Тургенев однажды рассказывал, что впервые он вполне насладился трелями жаворонка где-то под Берлином. Эта мимоходом брошенная реплика кажется мне очень характерной. Жаворонки заливаются трелями в России не менее красиво, чем в Германии. Огромная Российская империя таит в себе столь многие и разнообразные красоты природы, что чувствительная поэтическая натура на каждом шагу найдет случай целиком раствориться в восхищении ею. Безмятежно наслаждаться прелестями природы в своем собственном отечестве Тургеневу мешали именно мучительная дисгармония общественных отношений, постоянное гнетущее чувство ответственности за вопиющие социальные и политические условия, от которого он никогда не мог избавиться и которое, глубоко буравя его душу, не давало ему ни на миг полностью забыться. Только за рубежом, оставив позади тысячи удручающих картин своей родины и оказавшись перед лицом чужих условий жизни, внешне вполне упорядоченная сторона и материальная культура которых издавна наивно импонировали русским, русский писатель смог беззаботно, полной грудью ощутить радость общения с природой.
Но нет большего заблуждения, чем на этом основании представлять себе русскую литературу как тенденциозное искусство в грубом смысле этого слова, как оглушительную фанфару свободы, как живописание бедных людей или даже считать всех русских поэтов и писателей революционерами, по меньшей мере прогрессивными деятелями. Такие шаблоны, как «реакционер» или «прогрессист», сами по себе в искусстве мало о чем говорят. Например, Достоевский в своих поздних произведениях — ярко выраженный реакционер, разыгрывающий из себя святошу мистик и ненавистник социалистов. Русские революционеры нарисованы им как злобные карикатуры. Мистические учения Толстого по меньшей мере отдают реакционными тенденциями. И все же оба они воздействуют на нас в своих произведениях будоражащим, возвышающим, освобождающим образом. А это потому, что исходный пункт отнюдь не реакционен, что в их мыслях и чувствах господствуют не социальная ненависть, не жестокосердие, не кастовый эгоизм, не стремление держаться за существующее, а, напротив, самая великодушная любовь к человеку и глубокое ощущение ответственности за социальную несправедливость.
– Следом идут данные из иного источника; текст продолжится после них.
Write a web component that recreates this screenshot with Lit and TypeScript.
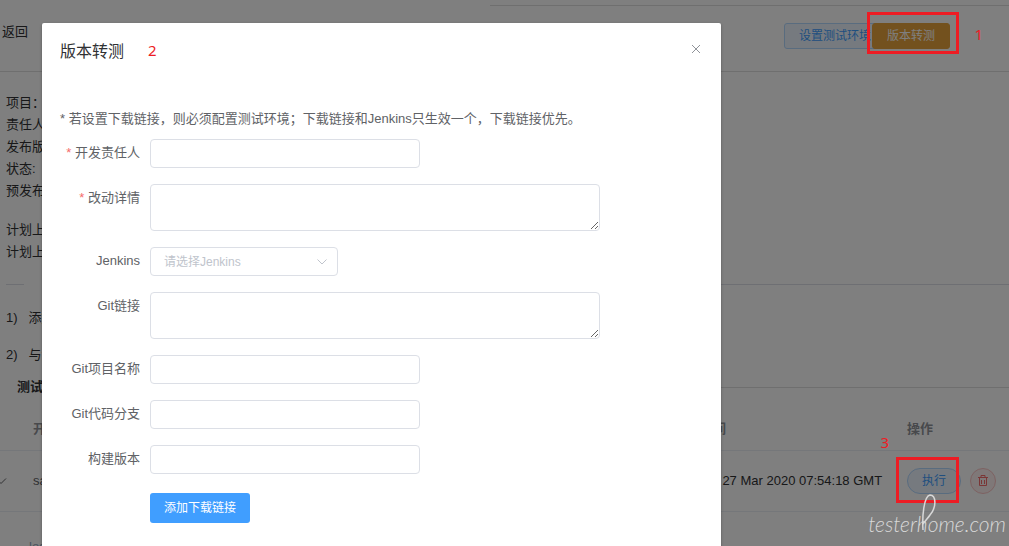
import { LitElement, html, css } from "lit";
import { customElement } from "lit/decorators.js";

const sans = css`"Liberation Sans", "Noto Sans CJK SC", sans-serif`;

@customElement("release-page")
class ReleasePage extends LitElement {
  static styles = css`
    :host { display: block; font: 13px/22px ${sans}; color: #303133; white-space: nowrap; }
    .tabs { height: 5px; margin-left: 490px; border-bottom: 1px solid #dedede; }
    .bar { display: flex; align-items: center; justify-content: space-between; height: 51px; padding: 0 59px 14px 2px; border-bottom: 1px solid #dedede; }
    .back { color: #303133; text-decoration: none; }
    .actions { display: flex; padding-top: 8px; }
    button { box-sizing: border-box; height: 26px; font: 12px/24px ${sans}; border: 1px solid #b3d8ff; background: #ecf5ff; color: #409eff; border-radius: 3px; padding: 0 14px; }
    .env { margin-right: -14px; }
    .warn { background: #e6a23c; border-color: #e6a23c; color: #fff; position: relative; }
    .info { padding: 20px 0 0 6px; }
    p { margin: 0; }
    .plan { padding: 17px 0 0 6px; }
    .divider { display: flex; align-items: center; height: 22px; margin: 10px 0 0 6px; }
    .divider::before, .divider::after { content: ""; height: 1px; background: #dcdfe6; }
    .divider::before { width: 18px; }
    .divider::after { flex: 1; }
    .divider span { padding: 0 18px; }
    .steps { display: grid; gap: 15px; padding: 12px 0 0 6px; }
    h3 { display: flex; align-items: center; gap: 16px; margin: 10px 0 0 17px; font-size: 13px; line-height: 22px; }
    h3::after { content: ""; flex: 1; height: 1px; background: #dedede; }
    table { width: 100%; table-layout: fixed; border-collapse: separate; border-spacing: 0; margin-top: 10px; }
    th, td { box-sizing: border-box; padding: 0; text-align: left; border-bottom: 1px solid #ebeef5; }
    th { height: 43px; color: #909399; font-weight: 700; }
    td { height: 61px; color: #606266; }
    .c-exp { width: 33px; }
    .c-time { width: 207px; }
    .c-op { width: 102px; }
    .ops { display: flex; gap: 9px; align-items: center; }
    .run { border-radius: 13px; }
    .del { width: 26px; padding: 0; border-radius: 50%; background: #fef0f0; border-color: #fbc4c4; color: #f56c6c; display: grid; place-items: center; }
    svg { display: block; fill: none; stroke: currentColor; }
    .time { color: #303133; }
    .detail { padding: 24px 0 0 29px; color: #99a9bf; }
  `;
  render() {
    return html`
      <div class="tabs"></div>
      <header class="bar">
        <a class="back" href="#">返回</a>
        <div class="actions">
          <button class="env">设置测试环境</button>
          <button class="warn">版本转测</button>
        </div>
      </header>
      <section class="info">
        <p>项目：</p><p>责任人:</p><p>发布版本:</p><p>状态:</p><p>预发布时间:</p>
      </section>
      <section class="plan"><p>计划上线时间:</p><p>计划上线版本:</p></section>
      <div class="divider"><span>说明</span></div>
      <section class="steps"><p>1)&nbsp;&nbsp; 添加测试环境</p><p>2)&nbsp;&nbsp; 与测试确认</p></section>
      <h3>测试记录</h3>
      <table>
        <colgroup><col class="c-exp" /><col /><col class="c-time" /><col class="c-op" /></colgroup>
        <thead><tr><th></th><th>开发</th><th>时间</th><th>操作</th></tr></thead>
        <tbody>
          <tr>
            <td><svg width="12" height="8" viewBox="-6 0 12 8"><path d="M-10 1.5 -5 6.5 0 1.5" /></svg></td>
            <td>sa</td>
            <td class="time">Fri, 27 Mar 2020 07:54:18 GMT</td>
            <td>
              <div class="ops">
                <button class="run">执行</button>
                <button class="del" aria-label="删除">
                  <svg width="12" height="12" viewBox="0 0 12 12"><path d="M1 2.500h10M4 2.500V.5h4v2M2.500 2.500v8h7v-8M4.500 5v4M7.500 5v4" /></svg>
                </button>
              </div>
            </td>
          </tr>
        </tbody>
      </table>
      <div class="detail">log</div>
    `;
  }
}

@customElement("transfer-dialog")
class TransferDialog extends LitElement {
  static styles = css`
    :host { display: block; box-sizing: border-box; background: #fff; border-radius: 2px; box-shadow: 0 1px 3px rgba(0, 0, 0, 0.3); padding: 18px; font: 13px/20px ${sans}; color: #606266; }
    header { display: flex; justify-content: space-between; align-items: flex-start; }
    h2 { margin: 0; font-size: 16px; line-height: 22px; font-weight: 400; color: #303133; }
    .close { border: 0; background: none; padding: 3px 2px; color: #909399; }
    svg { display: block; fill: none; stroke: currentColor; }
    .note { margin: 46px 0 10px; }
    form { display: grid; grid-template-columns: 80px minmax(0, 1fr); column-gap: 10px; row-gap: 16px; }
    label { text-align: right; line-height: 27px; white-space: nowrap; }
    .req::before { content: "* "; color: #f56c6c; }
    input, textarea, select { display: block; box-sizing: border-box; width: 100%; margin: 0; border: 1px solid #dcdfe6; border-radius: 4px; background: #fff; font: 12px/18px ${sans}; color: #606266; padding: 0 13px; outline: 0; }
    input { max-width: 270px; height: 29px; }
    textarea { max-width: 450px; height: 47px; padding: 5px 13px; resize: vertical; }
    .pick { position: relative; max-width: 188px; }
    select { appearance: none; height: 29px; color: #c0c4cc; }
    .arrow { position: absolute; right: 10px; top: 11px; color: #c0c4cc; pointer-events: none; }
    .add { grid-column: 2; justify-self: start; height: 30px; margin: 3px 0 30px; padding: 0 14px; border: 0; border-radius: 3px; background: #409eff; color: #fff; font: 12px/30px ${sans}; }
  `;
  render() {
    return html`
      <header>
        <h2>版本转测</h2>
        <button class="close" aria-label="关闭">
          <svg width="10" height="10" viewBox="0 0 10 10"><path d="M1 1 9 9M9 1 1 9" /></svg>
        </button>
      </header>
      <p class="note">* 若设置下载链接，则必须配置测试环境；下载链接和Jenkins只生效一个，下载链接优先。</p>
      <form @submit=${(e: Event) => e.preventDefault()}>
        <label class="req" for="owner">开发责任人</label><input id="owner" />
        <label class="req" for="changes">改动详情</label><textarea id="changes"></textarea>
        <label for="jenkins">Jenkins</label>
        <div class="pick">
          <select id="jenkins"><option>请选择Jenkins</option></select>
          <svg class="arrow" width="12" height="8" viewBox="0 0 12 8"><path d="M1.500 1.500 6 6 10.500 1.500" /></svg>
        </div>
        <label for="git">Git链接</label><textarea id="git"></textarea>
        <label for="project">Git项目名称</label><input id="project" />
        <label for="branch">Git代码分支</label><input id="branch" />
        <label for="build">构建版本</label><input id="build" />
        <button class="add" type="button">添加下载链接</button>
      </form>
    `;
  }
}

@customElement("app-root")
class AppRoot extends LitElement {
  static styles = css`
    :host { display: block; position: relative; height: 100vh; overflow: hidden; background: #fff; }
    .mask { position: absolute; inset: 0; overflow: hidden; display: flex; align-items: flex-start; padding: 23px 42px 0; background: rgba(0, 0, 0, 0.5); }
    transfer-dialog { flex: 0 1 679px; min-height: 100vh; }
    .box { position: absolute; box-sizing: border-box; border: 3px solid #ed1c24; }
    .box-transfer { right: 50px; top: 12px; width: 92px; height: 42px; }
    .box-run { right: 50px; top: 457px; width: 63px; height: 46px; }
    .num { position: absolute; font: 15px/20px "Noto Sans", sans-serif; color: #ed1c24; }
    .n1 { right: 26px; top: 24px; }
    .n2 { left: 148px; top: 40px; }
    .n3 { right: 120px; top: 432px; }
    .mark { position: absolute; right: 3px; top: 512px; font: italic 300 21px/24px Lato, sans-serif; color: #d8d8d8; }
    .swash { position: absolute; right: 70px; top: 494px; fill: none; stroke: #d8d8d8; stroke-width: 1.5; }
  `;
  render() {
    return html`
      <release-page></release-page>
      <div class="mask"><transfer-dialog role="dialog"></transfer-dialog></div>
      <div class="box box-transfer"></div>
      <div class="box box-run"></div>
      <span class="num n1">1</span>
      <span class="num n2">2</span>
      <span class="num n3">3</span>
      <span class="mark">testerhome.com</span>
      <svg class="swash" width="18" height="38" viewBox="0 0 18 38"><path d="M2 36C1 22 3 2 9 1c6 0 7 12 0 20C7 24 4 27 2 30" /></svg>
    `;
  }
}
Именно реакционер Достоевский — художественный заступник «униженных и оскорбленных», как гласит название одного из его произведений. Только те выводы, к которым он, как и Толстой, каждый по-своему, приходит, только тот выход, который они, как им кажется, находят из общественного лабиринта, ведут на ложные пути мистики и аскетизма. Но когда перед нами настоящий художник, социальный рецепт, рекомендуемый им, — дело второстепенное; главное — это источник его искусства, его живительный дух, а не та цель, которую он сознательно перед собой ставит.
Точно так же в русской литературе можно найти и такое направление, значительно меньшее по формату, которое, вместо глубоких, мироохватывающих идей, скажем, Толстого или Достоевского, пропагандирует идеалы более скромные: материальную культуру, современный прогресс, буржуазную деловитость. К самым талантливым представителям этого направления принадлежит из поколения постарше Гончаров, а помоложе — Чехов. Недаром же последний из духа противоречия морально-аскетической тенденции Толстого в свое время породил характерный афоризм: пар и электричество содержат больше любви к человечеству, чем половая девственность и вегетарианство. Но и это более трезвое, «культуртрегерское» по своей природе направление дышит в России — в отличие от французского или немецкого натуралистического описания среды — не сытым филистерским духом и пошлостью, а молодым, будоражащим порывом к культуре, к личному достоинству и инициативе. К тому же Гончаров в своем «Обломове» поднялся до создания обобщенного образа такой человеческой инертности, который в силу своей универсальности заслуживает места в галерее великих типажей всего человечества.
И наконец, в русской литературе имеются и представители декаданса. К ним следует отнести один из самых блестящих талантов горьковского поколения — Леонида Андреева, искусство которого обдает нас вызывающим содрогание тлетворным, могильным духом, от которого увядает любая радость жизни. Но корни и сущность этого русского декадентства диаметрально противоположны тем, что мы видим у Бодлера или Д’Аннунцио. У них в основе лежит лишь пресыщение современной культурой, крайне утонченный по форме, но по сути своей весьма грубый эгоизм, который уже на находит никакого удовлетворения в нормальном бытии и потому хватается за ядовитые возбуждающие средства. У Андреева же безнадежность проистекает из того душевного состояния, которое под натиском гнетущих условий оказывается бессильным перед болью. Андреев, как и лучшие представители русской литературы, глубоко проникает взглядом в многообразные страдания рода человеческого. Он пережил русско-японскую войну, первый революционный период, ужасы контрреволюции 1907–1911 гг. и воспроизвел все это в таких потрясающих образных картинах, как «Красный смех», «История о семи повешенных» и ряд других. Теперь его самого постигла судьба его «Лазаря», который, возвратясь с берега в царстве теней, уже не может преодолеть дыхания могилы и странствует меж живыми, как бренный огрызок смерти. Происхождение этого декаданса — типично русское: чрезмерность социального сострадания, под тяжестью которого рушится способность индивидуума к действию и сопротивлению.